河野:新しい研究の展開、新しい課題での研究費への応募、なんでもいいんだけど、全然違う人、研究分野や研究関心が異なる人と組んでみる。チャレンジなんだけど、二人の距離を繋ごうとするので飛躍的に視野が広がって、今まで見えなかった課題が見えてくる。1足す1が3とか5とかになる。研究費の申請書を専門の違う人と一緒に書くのはいいよ。申請書はアカデミックに考えなくちゃならないけど、社会にもアピールしなくちゃならない。両方からバランスよく考えないと研究費は取れないから。一緒に一生懸命考えるすごく良い機会になる。
多くの人が自分と近い分野の人、研究の方向性が似通った人とくっつくよね。でも、近い人と組んだって、1足す1が1.3くらいにしかならない。よく異分子を排除しようとするけど、それは絶対に損。僕は自分が考えてないことを考えてる人、自分がやれないことをやれる人を高く評価する。理性的に考えるとそうなるよ。

違う人と組むと自分が脅かされると心配なのかもしれません。

河野:絶対に脅かされない。僕が哲学の人と組んだって、僕は哲学のこと知らないから、いっぱい学ぶことがある。逆に、相手は東南アジアのことも農学のことも全然知らないんだから。だから全然問題ないと思うんだけど。ただ、接点が見つけにくいんだろうな。

自分のなかに芽をもつ、チャンスに目を開いておく

違う人との接点を見つける、違う人と組むにはどうしたらいいんでしょうか。

河野:違う人と出会うのも、接点を見つけるのもby chance。ただ、こういうことしたいなっていう芽を自分がもっていないと。いくつも自分のなかに芽があって、たまたま人と出会ったときに、おっ、これ、ここの芽とこう繋げたら面白いなって思えるといい。なんにもなかったら、チャンスを見逃すよね。
それから、人に対して好き嫌いをもってはいけない。すごいチャンスかもしれないのに、嫌いとか、苦手とか、そんなこと思ったらもったいない。できるだけ相手の長所を見る。逆に、好きだからって信頼したら、きっとひどい目に遭うよ。

ただ、やっぱり自信がないと相手の前に踏み出せないように思います。

河野:みんな、お互いのレベルを見てるから、出ていける人といけない人がいるだろうね。でも、誰しも元々自信はないもの。ちょっとずつ、ちょっとずつ、成功体験を積んで自信がついてくる。そうやって自信がついてくると、がっと出ていけるようになると思うな。

チャンスに飛び込める大学文化

京都大学でも、海外経験が豊富で、学内や学外の研究者で繋がって情報収集をしたい、新しいことをやりたいという人が増えてきています。そういう人たちは京都大学の風通しの悪さに居心地の悪さを感じていたりもするようです。

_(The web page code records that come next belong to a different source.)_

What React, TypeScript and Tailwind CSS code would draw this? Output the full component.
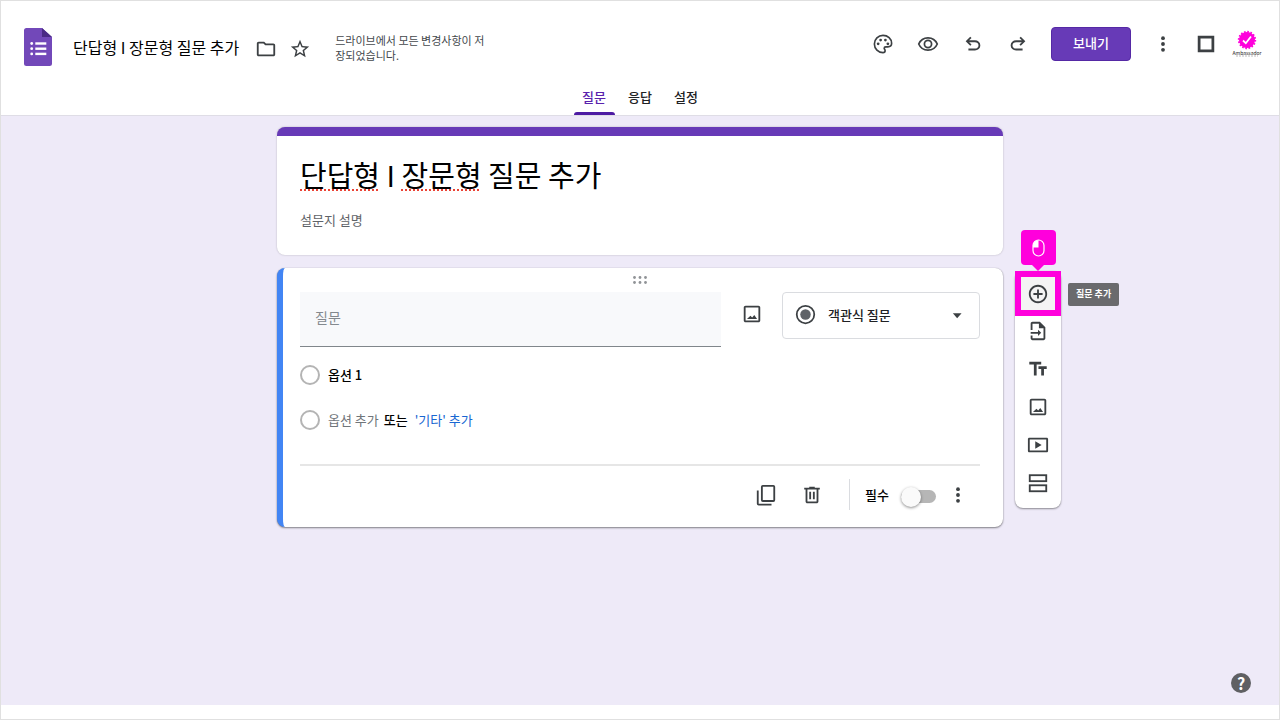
import React, { useState } from 'react';

interface IconProps {
  size?: number;
  className?: string;
  children: React.ReactNode;
}

const Icon: React.FC<IconProps> = ({ size = 24, className = '', children }) => (
  <svg width={size} height={size} viewBox="0 0 24 24" fill="currentColor" className={`shrink-0 ${className}`} aria-hidden="true">{children}</svg>
);

const icons = {
  folder: <path d="M9.17 6l2 2H20v10H4V6h5.17M10 4H4c-1.1 0-1.99.9-1.99 2L2 18c0 1.1.9 2 2 2h16c1.1 0 2-.9 2-2V8c0-1.100-.9-2-2-2h-8l-2-2z" />,
  star: <path d="M22 9.240l-7.190-.62L12 2 9.190 8.630 2 9.240l5.460 4.730L5.820 21 12 17.270 18.180 21l-1.630-7.030L22 9.240zM12 15.400l-3.760 2.270 1-4.280-3.320-2.880 4.380-.38L12 6.100l1.710 4.040 4.380.38-3.320 2.880 1 4.280L12 15.400z" />,
  palette: (
    <>
      <path d="M12 2.600a9.400 9.400 0 1 0 0 18.800c1.500 0 2.300-1 2.300-2.100 0-1.300-1-1.700-1-2.700 0-.9.700-1.500 1.700-1.500h2.300c2.400 0 4.100-1.700 4.100-3.900C21.400 6.300 17.200 2.600 12 2.600z" fill="none" stroke="currentColor" strokeWidth="1.800" />
      <circle cx="6.700" cy="11.800" r="1.500" />
      <circle cx="9.400" cy="7.700" r="1.500" />
      <circle cx="14.600" cy="7.700" r="1.500" />
      <circle cx="17.300" cy="11.800" r="1.500" />
    </>
  ),
  eye: (
    <>
      <path d="M1.900 12C3.700 7.800 7.500 5.300 12 5.300s8.300 2.500 10.100 6.700c-1.800 4.200-5.600 6.700-10.100 6.700S3.700 16.200 1.900 12z" fill="none" stroke="currentColor" strokeWidth="1.900" />
      <circle cx="12" cy="12" r="3.900" fill="none" stroke="currentColor" strokeWidth="1.900" />
    </>
  ),
  undo: <path d="M7 19v-2h7.100q1.575 0 2.737-1T18 13.500q0-1.500-1.163-2.500T14.100 10H7.800l2.600 2.600L9 14 4 9l5-5 1.400 1.400L7.800 8h6.300q2.425 0 4.163 1.575T20 13.500q0 2.350-1.737 3.925T14.100 19z" />,
  more: (
    <>
      <circle cx="12" cy="5" r="2.300" />
      <circle cx="12" cy="12" r="2.300" />
      <circle cx="12" cy="19" r="2.300" />
    </>
  ),
  square: <rect x="4.500" y="4.500" width="15" height="15" fill="none" stroke="currentColor" strokeWidth="3" />,
  image: <path d="M19 5v14H5V5h14m0-2H5c-1.100 0-2 .9-2 2v14c0 1.100.9 2 2 2h14c1.100 0 2-.9 2-2V5c0-1.100-.9-2-2-2zM6.500 17.500h11l-3-4.500-2.300 2.700-1.900-1.700z" />,
  copy: (
    <>
      <rect x="7.500" y="2" width="13.500" height="16.500" rx="1" fill="none" stroke="currentColor" strokeWidth="2" />
      <path d="M2 7h2v14.500h14v2H4a2 2 0 0 1-2-2z" />
    </>
  ),
  trash: <path d="M15 4V3H9v1H3.500v2H5v13c0 1.100.9 2 2 2h10c1.100 0 2-.9 2-2V6h1.500V4H15zm2 15H7V6h10v13zM9 8.500h2v8H9zM13 8.500h2v8h-2z" />,
  add: <path d="M13 7h-2v4H7v2h4v4h2v-4h4v-2h-4V7zm-1-5C6.480 2 2 6.480 2 12s4.480 10 10 10 10-4.480 10-10S17.520 2 12 2zm0 18c-4.410 0-8-3.590-8-8s3.590-8 8-8 8 3.590 8 8-3.590 8-8 8z" />,
  importFile: <path d="M14 2H6c-1.100 0-2 .9-2 2v7h2V4h7v5h5v11H6v-3H4v3c0 1.100.9 2 2 2h12c1.100 0 2-.9 2-2V8l-6-6zm-2 8.500V13H4v2h8v2.500l3.500-3.500z" />,
  text: <path d="M2.500 4v3h5v12h3V7h5V4h-13zm19 5h-9v3h3v7h3v-7h3V9z" />,
  video: <path d="M21.500 4h-19C1.700 4 1 4.700 1 5.500v13c0 .8.700 1.500 1.500 1.500h19c.8 0 1.500-.7 1.500-1.500v-13c0-.8-.7-1.500-1.500-1.500zM21 18H3V6h18v12zM9 8v8l7-4z" />,
  section: (
    <>
      <rect x="3" y="3.500" width="18" height="6.500" fill="none" stroke="currentColor" strokeWidth="2" />
      <rect x="3" y="14.500" width="18" height="6.500" fill="none" stroke="currentColor" strokeWidth="2" />
    </>
  ),
  radio: (
    <>
      <circle cx="12" cy="12" r="10" fill="none" stroke="currentColor" strokeWidth="2" />
      <circle cx="12" cy="12" r="6" className="text-[#5f6368]" fill="currentColor" />
    </>
  ),
};

const tabs = ['질문', '응답', '설정'];

const tools = [
  { label: '질문 가져오기', icon: icons.importFile },
  { label: '제목 및 설명 추가', icon: icons.text },
  { label: '이미지 추가', icon: icons.image },
  { label: '동영상 추가', icon: icons.video },
  { label: '섹션 추가', icon: icons.section },
];

const Header: React.FC = () => {
  const [active, setActive] = useState('질문');

  return (
    <header className="bg-white border-b border-[#dfdde6] h-[115px] flex flex-col justify-between">
      <div className="flex items-start justify-between pl-[23px] pr-4 pt-6">
        <div className="flex items-center h-11">
          <a href="#" aria-label="설문지 홈">
            <svg width="28" height="38" viewBox="0 0 28 38" aria-hidden="true">
              <path d="M2.500 0H18l10 9v26.500a2.500 2.500 0 0 1-2.500 2.500h-23A2.500 2.500 0 0 1 0 35.500v-33A2.500 2.500 0 0 1 2.500 0z" fill="#7248b9" />
              <path d="M18 0l10 9H18z" fill="#4a2a85" />
              <g fill="#fff">
                <circle cx="7.700" cy="15.500" r="1.400" />
                <circle cx="7.700" cy="20.700" r="1.400" />
                <circle cx="7.700" cy="25.900" r="1.400" />
                <rect x="11.300" y="14.300" width="11" height="2.400" />
                <rect x="11.300" y="19.500" width="11" height="2.400" />
                <rect x="11.300" y="24.700" width="11" height="2.400" />
              </g>
            </svg>
          </a>
          <span className="ml-[21px] text-base text-black whitespace-nowrap">단답형 I 장문형 질문 추가</span>
          <button className="ml-4 pt-1" aria-label="폴더로 이동"><Icon size={22}>{icons.folder}</Icon></button>
          <button className="ml-3 pt-1" aria-label="별표"><Icon size={22}>{icons.star}</Icon></button>
          <p className="ml-6 pt-[2px] w-[156px] text-[11px] leading-[15px] text-[#44484c] break-all">드라이브에서 모든 변경사항이 저장되었습니다.</p>
        </div>
        <div className="flex items-center h-[37px]">
          <div className="flex items-center gap-[23px] mr-[22px]">
            <button aria-label="테마 맞춤설정"><Icon size={22}>{icons.palette}</Icon></button>
            <button aria-label="미리보기"><Icon size={22}>{icons.eye}</Icon></button>
            <button aria-label="실행취소"><Icon size={22}>{icons.undo}</Icon></button>
            <button aria-label="재실행"><Icon size={22} className="-scale-x-100">{icons.undo}</Icon></button>
          </div>
          <button className="h-[34px] w-20 pb-[2px] rounded bg-[#673ab7] border border-[#5529a5] text-white text-[13px] font-medium">보내기</button>
          <button className="ml-[22px]" aria-label="더보기"><Icon size={20}>{icons.more}</Icon></button>
          <button className="ml-[22px]" aria-label="앱"><Icon size={22}>{icons.square}</Icon></button>
          <button className="ml-[14px] w-8 flex flex-col items-center" aria-label="계정">
            <svg width="20" height="20" viewBox="0 0 20 20" aria-hidden="true">
              <circle cx="10" cy="10" r="8" fill="#ff00dc" />
              <circle cx="10" cy="10" r="8.200" fill="none" stroke="#ff00dc" strokeWidth="2" strokeDasharray="1.600 1.620" />
              <path d="M6 10.500l2.800 2.700L14 6.500" fill="none" stroke="#fff" strokeWidth="1.800" />
            </svg>
            <span className="text-[5px] leading-[5px] text-[#222]">Ambassador</span>
            <svg width="22" height="2" viewBox="0 0 22 2" aria-hidden="true"><path d="M0 1h22" stroke="#bbb" strokeDasharray="2 1" /></svg>
          </button>
        </div>
      </div>
      <nav className="flex justify-center gap-[5px]">
        {tabs.map(tab => (
          <button key={tab} onClick={() => setActive(tab)} className={`flex flex-col items-center justify-between w-[41px] h-7 text-[13px] leading-5 font-medium ${active === tab ? 'text-[#5a22ad]' : 'text-[#202124]'}`}>
            {tab}
            {active === tab && <span className="w-full h-[3px] rounded-t bg-[#4d1ba3]" />}
          </button>
        ))}
      </nav>
    </header>
  );
};

const QuestionCard: React.FC = () => {
  const [required, setRequired] = useState(false);

  return (
    <section className="bg-white rounded-lg border-l-[6px] border-[#4285f4] shadow-[0_1px_2px_rgba(0,0,0,0.45),0_0_1px_rgba(0,0,0,0.25)] pl-[17px] pr-[23px]">
      <div className="h-6 flex items-center justify-center">
        <svg width="16" height="8" viewBox="0 0 16 8" fill="#909397" aria-hidden="true">
          <circle cx="2.500" cy="1.500" r="1.400" />
          <circle cx="8" cy="1.500" r="1.400" />
          <circle cx="13.500" cy="1.500" r="1.400" />
          <circle cx="2.500" cy="6.500" r="1.400" />
          <circle cx="8" cy="6.500" r="1.400" />
          <circle cx="13.500" cy="6.500" r="1.400" />
        </svg>
      </div>

      <div className="flex items-start">
        <input type="text" aria-label="질문" placeholder="질문" className="flex-1 min-w-0 h-[55px] pl-[15px] pb-1 bg-[#f8f9fb] border-b border-[#80868b] text-sm outline-none placeholder:text-[#84898e]" />
        <button className="w-[61px] h-11 flex items-center justify-center" aria-label="이미지 추가"><Icon size={22}>{icons.image}</Icon></button>
        <div className="relative w-[198px]">
          <select aria-label="질문 유형" className="appearance-none w-full h-[47px] pl-[45px] pb-[2px] bg-white border border-[#dadce0] rounded text-[13px] font-medium text-[#202124] outline-none">
            <option>객관식 질문</option>
            <option>단답형</option>
            <option>장문형</option>
          </select>
          <div className="absolute inset-0 px-[13px] pb-[2px] flex items-center justify-between pointer-events-none">
            <Icon size={21}>{icons.radio}</Icon>
            <Icon size={20}><path d="M7 10h10.500L12.200 16z" /></Icon>
          </div>
        </div>
      </div>

      <div className="pt-[5px] text-[13px]">
        <div className="h-[45px] flex items-center">
          <input type="radio" disabled aria-label="옵션 1" className="appearance-none w-5 h-5 rounded-full border-2 border-[#b4b4b4]" />
          <input type="text" aria-label="옵션 이름" defaultValue="옵션 1" className="ml-2 flex-1 min-w-0 text-black font-medium outline-none" />
        </div>
        <div className="h-[45px] flex items-center">
          <input type="radio" disabled aria-label="새 옵션" className="appearance-none w-5 h-5 rounded-full border-2 border-[#b4b4b4]" />
          <button className="ml-2 text-[#70757a]">옵션 추가</button>
          <span className="ml-[5px] text-black font-medium">또는</span>
          <button className="ml-[7px] text-[#1967d2]">'기타' 추가</button>
        </div>
      </div>

      <div className="mt-[22px] border-t-2 border-[#e6e6e6] h-[63px] pb-1 pr-3 flex items-center justify-end">
        <button aria-label="복사"><Icon size={22}>{icons.copy}</Icon></button>
        <button className="ml-6" aria-label="삭제"><Icon size={22}>{icons.trash}</Icon></button>
        <span className="ml-[26px] w-px h-[31px] bg-[#dadce0]" />
        <label htmlFor="required" className="ml-[15px] text-[13px] text-black font-medium">필수</label>
        <input
          id="required"
          type="checkbox"
          role="switch"
          checked={required}
          onChange={e => setRequired(e.target.checked)}
          className="appearance-none ml-3 mr-3 mt-1 w-[35px] h-[13px] rounded-full bg-[#b6b6b6] flex items-center before:content-[''] before:w-5 before:h-5 before:shrink-0 before:rounded-full before:bg-[#fafafa] before:shadow-[0_1px_3px_rgba(0,0,0,0.45)] checked:justify-end"
        />
        <button aria-label="옵션 더보기"><Icon size={20}>{icons.more}</Icon></button>
      </div>
    </section>
  );
};

const Toolbar: React.FC = () => (
  <div className="relative mt-[144px] ml-3 w-[46px] pb-[2px] bg-white rounded-lg shadow-[0_1px_2px_rgba(0,0,0,0.4),0_0_1px_rgba(0,0,0,0.2)]">
    <button className="w-[46px] h-[45px] flex items-center justify-center bg-[#f4f4f4] border-[6px] border-[#ff00dc]" aria-label="질문 추가">
      <Icon size={22}>{icons.add}</Icon>
    </button>
    {tools.map(t => (
      <button key={t.label} aria-label={t.label} className="w-full h-[38px] flex items-center justify-center pb-[9px]">
        <Icon size={22}>{t.icon}</Icon>
      </button>
    ))}

    {/* click marker and tooltip */}
    <div className="absolute bottom-full left-0 w-full flex flex-col items-center">
      <div className="w-[35px] h-[35px] rounded bg-[#ff00dc] flex items-center justify-center">
        <svg width="13" height="18" viewBox="0 0 13 18" aria-hidden="true">
          <path d="M6.500 1v7.500H1V6.500A5.500 5.500 0 0 1 6.500 1z" fill="#fff" />
          <rect x="1" y="1" width="11" height="16" rx="5.500" fill="none" stroke="#fff" strokeWidth="1.200" />
        </svg>
      </div>
      <svg width="12" height="6" viewBox="0 0 12 6" aria-hidden="true"><path d="M0 0h12L6 6z" fill="#ff00dc" /></svg>
    </div>
    <div role="tooltip" className="absolute left-[53px] top-3 h-[23px] px-2 pb-px flex items-center rounded-xs bg-[#6a6a6d] text-white text-[9px] font-bold whitespace-nowrap">질문 추가</div>
  </div>
);

export default function App() {
  return (
    <div className="min-h-screen flex flex-col bg-white border border-[#e0e0e0] text-[#3c4043] font-['Noto_Sans_CJK_KR',sans-serif]">
      <Header />
      <main className="relative flex-1 mb-[14px] bg-[#eeeaf8] pt-[11px] grid grid-cols-[1fr_minmax(0,726px)_1fr] items-start">
        <div className="col-start-2 flex flex-col gap-[13px]">
          <section className="bg-white rounded-lg border-t-[9px] border-[#673ab7] shadow-[0_0_2px_rgba(0,0,0,0.25)] px-[23px] pt-4 pb-[26px]">
            <h1 className="text-[29px] leading-[44px] text-black">
              <span className="underline decoration-dotted decoration-2 decoration-[#ea4335] underline-offset-2 [text-decoration-skip-ink:none]">단답형</span>
              {' I '}
              <span className="underline decoration-dotted decoration-2 decoration-[#ea4335] underline-offset-2 [text-decoration-skip-ink:none]">장문형</span>
              {' 질문 추가'}
            </h1>
            <input type="text" aria-label="설문지 설명" placeholder="설문지 설명" className="block mt-[13px] w-full h-5 text-[13px] outline-none placeholder:text-[#5f6368]" />
          </section>
          <QuestionCard />
        </div>
        <Toolbar />
        <button className="absolute right-7 bottom-3 w-5 h-5 rounded-full bg-[#5f6063] text-white text-base leading-5 font-bold flex items-center justify-center" aria-label="도움말">?</button>
      </main>
    </div>
  );
}
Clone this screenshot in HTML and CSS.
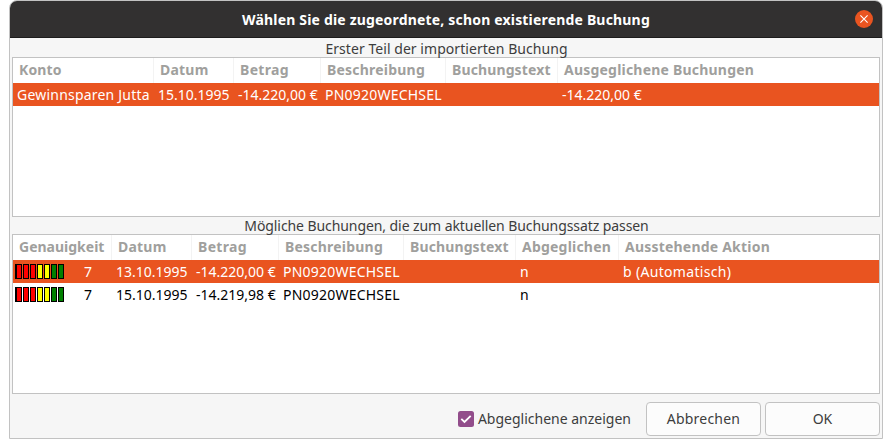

河野:研究でも産学連携でもいいんだけど、ヨーロッパはすぐに共同体を組む、アメリカは組まないけど助け合う、京都大学は組まないし、助け合わない。自由の学風とかいってみんな好きなことをしている。それが京都大学のカルチャーなんだって言われてる。みんながお山の大将になろうとする。でも研究のやり方は変わりつつある。多くの人が集まって知恵を出し合うようになってきている。ICTの発達はそれを加速している。自由の学風は尊重しつつも、自らを変えていくことも必要だと思う。

好きなことをしているといっても、先生のおっしゃるような偶然のチャンスを待っている余裕のある研究者は少ないように思います。

河野:インドネシアのブギスだった思うんだけど、「なんか美味しい話落ちてないかな」、「一発当てるような話ないかな」と思いながら、いつも、ぶらぶら動き回ってる人がいる。要は、「何か面白いことないか?」の精神だね。僕もずっとそう。明日なにしますかって、そんなことわからない。なにが落ちてるかわからないんだから。でも、周りはみんな真面目だったな、まっすぐ前だけを見ている感じだった。

確かに自分の知っている範囲でも大学内ではそんな精神をもった人にはあまり出会いません。かといって、美味しい話が落ちている場を制度としてつくるのもおかしいですよね。明日のことがわからないということから自分の研究対象を思い出したのですが、狩猟採集民って明日のことを心配しないんです。自然がなにかくれる、自分が採れなくても他の人が採って分けてくれるって思っています。自然や仲間に対する深い信頼が、手ぶらの人生を可能にしています。失敗しても周りの研究者が助けてくれると信じられたら、研究活動も変化しそうな気がします。

河野:大学文化としてできることは、そういう精神だったり、異質な研究者だったりを評価すること。そういうものに対して面白いねって、お互いに評価し続けることが大切だと思うよ。そういう努力がたとえ空回りしていても。